Travel back in time for absolute peace and quiet to the historic town of Oysterville. Located on the north end of the Long Beach Peninsula, Oysterville faces east on Willapa Bay, where generations of Chinook Indians once camped and gathered oysters. The first white settlers arrived in 1841 and the town was established in 1854, making Oysterville one of Washington’s oldest. The bay was rich in tiny native oysters which were harvested and shipped to gold-rich San Francisco, where they ultimately sold for a dollar a piece. When the oysters ran out so did the town, leaving only quiet streets and quaint houses, along with a store, school and church.
On our recent trip to Long Beach, we drove the 20 minutes north to see the tiny village just before sunset.
Oysterville was placed on the National Historic Register in 1976 but is still a community of privately owned homes. We walked the couple of blocks through town to Willapa Bay where the oysters had once grown so richly.
Willapa Bay is one of the most pristine estuaries in the United States and the second largest on the Pacific coast. It’s also home to the Willapa National Wildlife Refuge, established in 1937 to protect migrating birds and their habitat. We visited the Leadbetter Point Unit of the Refuge on the tip of the Peninsula the next day.

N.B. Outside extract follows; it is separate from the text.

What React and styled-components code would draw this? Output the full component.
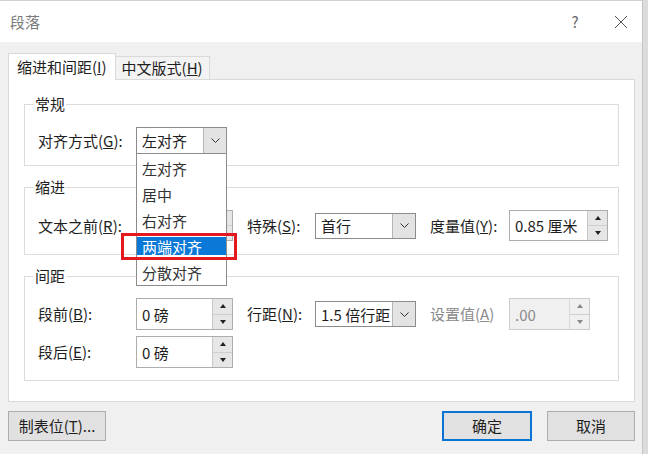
import React from 'react';
import styled, { createGlobalStyle } from 'styled-components';

const GlobalStyle = createGlobalStyle`
  html, body {
    margin: 0;
    padding: 0;
  }
  body {
    width: 648px;
    height: 454px;
    overflow: hidden;
    background: #dcdcdc;
    font-family: 'Noto Sans CJK SC', 'Noto Sans', sans-serif;
    font-size: 15px;
    color: #1e1e1e;
  }
  * {
    box-sizing: border-box;
  }
`;

const Window = styled.div`
  width: 643px;
  height: 454px;
  background: #f0f0f0;
  border-top: 1px solid #d2d2d2;
  border-right: 1px solid #c6c6c6;
  display: flex;
  flex-direction: column;
`;

const TitleBar = styled.div`
  height: 41px;
  flex-shrink: 0;
  background: #fff;
  display: flex;
  align-items: center;
  padding-left: 10px;
  color: #7a7a7a;
`;

const Title = styled.span`
  flex: 1;
  line-height: 20px;
`;

const TitleButton = styled.div`
  width: 46px;
  height: 41px;
  margin-right: ${p => (p.last ? -2 : 0)}px;
  display: flex;
  align-items: center;
  justify-content: center;
  color: #666;
  font-size: 15px;
`;

const Body = styled.div`
  padding: 0 7px 0 8px;
  display: flex;
  flex-direction: column;
`;

const Tabs = styled.div`
  display: flex;
  align-items: flex-end;
  height: 27px;
  margin-top: 10px;
`;

const Tab = styled.div`
  height: ${p => (p.active ? 27 : 24)}px;
  padding: 0 ${p => (p.active ? 8 : 6)}px;
  margin-bottom: -1px;
  display: flex;
  align-items: center;
  line-height: 20px;
  border: 1px solid #d9d9d9;
  border-bottom: ${p => (p.active ? 'none' : '1px solid #d9d9d9')};
  border-left: ${p => (p.active ? '1px solid #d9d9d9' : 'none')};
  background: ${p => (p.active ? '#fff' : '#f3f3f3')};
  position: relative;
  z-index: ${p => (p.active ? 2 : 1)};
`;

const Panel = styled.div`
  height: 323px;
  background: #fff;
  border: 1px solid #d9d9d9;
  padding: 14px 15px 0 15px;
`;

const Group = styled.fieldset`
  margin: 0 0 11px;
  padding: 0;
  border: 1px solid #dcdcdc;
  min-width: 0;
`;

const GroupTitle = styled.legend`
  margin-left: 9px;
  padding: 0 1px;
  line-height: 20px;
  font-size: 15px;
  color: #1e1e1e;
`;

const GroupBody = styled.div`
  padding: ${p => p.top}px 0 ${p => p.bottom}px 13px;
  display: flex;
  flex-direction: column;
  gap: 6px;
`;

const Row = styled.div`
  display: grid;
  grid-template-columns: 98px 111px 68px 115px 79px auto;
  align-items: center;
  height: ${p => p.h}px;
`;

const Label = styled.span`
  line-height: 20px;
  white-space: nowrap;
  color: ${p => (p.disabled ? '#8a8a8a' : '#1e1e1e')};
`;

const ComboWrap = styled.div`
  position: relative;
  width: ${p => p.w}px;
  height: ${p => p.h}px;
`;

const Combo = styled.div`
  width: 100%;
  height: 100%;
  display: flex;
  border: 1px solid #8c8c8c;
  background: #fff;
`;

const ComboText = styled.div`
  flex: 1;
  padding-left: 5px;
  display: flex;
  align-items: center;
  white-space: nowrap;
  overflow: hidden;
`;

const ComboArrow = styled.div`
  width: 23px;
  display: flex;
  align-items: center;
  justify-content: center;
  background: #e3e3e3;
  border-left: 1px solid #b4b4b4;
`;

const DropList = styled.div`
  position: absolute;
  left: 0;
  top: 100%;
  width: 100%;
  background: #fff;
  border: 1px solid #8c8c8c;
  border-top: none;
  z-index: 10;
  display: flex;
  flex-direction: column;
  padding-top: 1px;
`;

const DropItem = styled.div`
  height: ${p => (p.selected ? 18 : 26)}px;
  margin: ${p => (p.selected ? '4px 0' : '0')};
  padding-left: 5px;
  display: flex;
  align-items: center;
  color: ${p => (p.selected ? '#fff' : '#333')};
  background: ${p => (p.selected ? '#0a78d6' : 'transparent')};
  white-space: nowrap;
`;

const Highlight = styled.div`
  position: absolute;
  left: -16px;
  top: 79px;
  width: 116px;
  height: 27px;
  border: 3px solid #e3191f;
  pointer-events: none;
`;

const SpinBox = styled.div`
  width: ${p => p.w}px;
  height: ${p => p.h}px;
  display: flex;
  border: 1px solid ${p => (p.disabled ? '#cccccc' : '#adadad')};
  background: ${p => (p.disabled ? '#f0f0f0' : '#fff')};
`;

const SpinText = styled.div`
  flex: 1;
  padding-left: 5px;
  display: flex;
  align-items: center;
  white-space: nowrap;
  color: ${p => (p.disabled ? '#8a8a8a' : '#1e1e1e')};
`;

const SpinButtons = styled.div`
  width: 20px;
  display: flex;
  flex-direction: column;
  border-left: 1px solid ${p => (p.disabled ? '#dadada' : '#c8c8c8')};
  background: ${p => (p.disabled ? '#f0f0f0' : '#e6e6e6')};
`;

const SpinHalf = styled.div`
  flex: 1;
  display: flex;
  align-items: center;
  justify-content: center;
  & + & {
    border-top: 1px solid #cfcfcf;
  }
`;

const Triangle = styled.div`
  width: 0;
  height: 0;
  border-left: 3.5px solid transparent;
  border-right: 3.5px solid transparent;
  border-${p => (p.down ? 'top' : 'bottom')}: 4px solid ${p => (p.faded ? '#8a8a8a' : '#222')};
`;

const Footer = styled.div`
  display: flex;
  align-items: center;
  margin-top: 9px;
  gap: 15px;
`;

const Button = styled.button`
  height: 30px;
  width: ${p => p.w}px;
  margin-right: ${p => (p.push ? 'auto' : '0')};
  font-family: inherit;
  font-size: 15px;
  color: #1e1e1e;
  background: #e1e1e1;
  border: ${p => (p.primary ? '2px solid #0a74d4' : '1px solid #adadad')};
  padding: 0;
  line-height: 20px;
`;

const Key = ({ k }) => (
  <>
    (<u>{k}</u>)
  </>
);

const Chevron = () => (
  <svg width="9" height="5" viewBox="0 0 9 5">
    <path d="M0.5 0.5 L4.5 4.5 L8.5 0.5" fill="none" stroke="#333" strokeWidth="1" />
  </svg>
);

const CloseIcon = () => (
  <svg width="14" height="14" viewBox="0 0 14 14">
    <path d="M1 1 L13 13 M13 1 L1 13" stroke="#555" strokeWidth="1" />
  </svg>
);

const Select = ({ w, h, value, children }) => (
  <ComboWrap w={w} h={h}>
    <Combo>
      <ComboText>{value}</ComboText>
      <ComboArrow>
        <Chevron />
      </ComboArrow>
    </Combo>
    {children}
  </ComboWrap>
);

const Spin = ({ w, h, value, disabled }) => (
  <SpinBox w={w} h={h} disabled={disabled}>
    <SpinText disabled={disabled}>{value}</SpinText>
    <SpinButtons disabled={disabled}>
      <SpinHalf>
        <Triangle faded={disabled} />
      </SpinHalf>
      <SpinHalf>
        <Triangle down faded={disabled} />
      </SpinHalf>
    </SpinButtons>
  </SpinBox>
);

const alignOptions = ['左对齐', '居中', '右对齐', '两端对齐', '分散对齐'];

const App = () => {
  return (
    <Window>
      <GlobalStyle />
      <TitleBar>
        <Title>段落</Title>
        <TitleButton>?</TitleButton>
        <TitleButton last>
          <CloseIcon />
        </TitleButton>
      </TitleBar>
      <Body>
        <Tabs>
          <Tab active>
            缩进和间距<Key k="I" />
          </Tab>
          <Tab>
            中文版式<Key k="H" />
          </Tab>
        </Tabs>
        <Panel>
          <Group>
            <GroupTitle>常规</GroupTitle>
            <GroupBody top={13} bottom={11}>
              <Row h={27}>
                <Label>
                  对齐方式<Key k="G" />:
                </Label>
                <Select w={91} h={27} value="左对齐">
                  <DropList>
                    {alignOptions.map(o => (
                      <DropItem key={o} selected={o === '两端对齐'}>
                        {o}
                      </DropItem>
                    ))}
                    <Highlight />
                  </DropList>
                </Select>
              </Row>
            </GroupBody>
          </Group>

          <Group>
            <GroupTitle>缩进</GroupTitle>
            <GroupBody top={13} bottom={13}>
              <Row h={31}>
                <Label>
                  文本之前<Key k="R" />:
                </Label>
                <Spin w={97} h={31} value="" />
                <Label>
                  特殊<Key k="S" />:
                </Label>
                <Select w={101} h={26} value="首行" />
                <Label>
                  度量值<Key k="Y" />:
                </Label>
                <Spin w={99} h={31} value="0.85 厘米" />
              </Row>
            </GroupBody>
          </Group>

          <Group>
            <GroupTitle>间距</GroupTitle>
            <GroupBody top={12} bottom={12}>
              <Row h={32}>
                <Label>
                  段前<Key k="B" />:
                </Label>
                <Spin w={97} h={32} value="0 磅" />
                <Label>
                  行距<Key k="N" />:
                </Label>
                <Select w={101} h={26} value="1.5 倍行距" />
                <Label disabled>
                  设置值<Key k="A" />
                </Label>
                <Spin w={81} h={32} value=".00" disabled />
              </Row>
              <Row h={32}>
                <Label>
                  段后<Key k="E" />:
                </Label>
                <Spin w={97} h={32} value="0 磅" />
              </Row>
            </GroupBody>
          </Group>
        </Panel>
        <Footer>
          <Button w={98} push>
            制表位<Key k="T" />...
          </Button>
          <Button w={90} primary>
            确定
          </Button>
          <Button w={88}>取消</Button>
        </Footer>
      </Body>
    </Window>
  );
};

export default App;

We found what seemed to be a vast emptiness of tide flats and grasses on the bay side. Actually, the mudflats teem with worms, clams and crustaceans creating prime foraging for shorebirds.
We missed the best birdwatching opportunities which occur during the fall and spring migrations. And sections of the Refuge on the Pacific Ocean side were closed to the public to protect nesting snowy plovers.
So much more to see at the Willapa Wildlife Refuge! Now that we’ve discovered it we’ll return again on our next trip to the Long Beach Peninsula.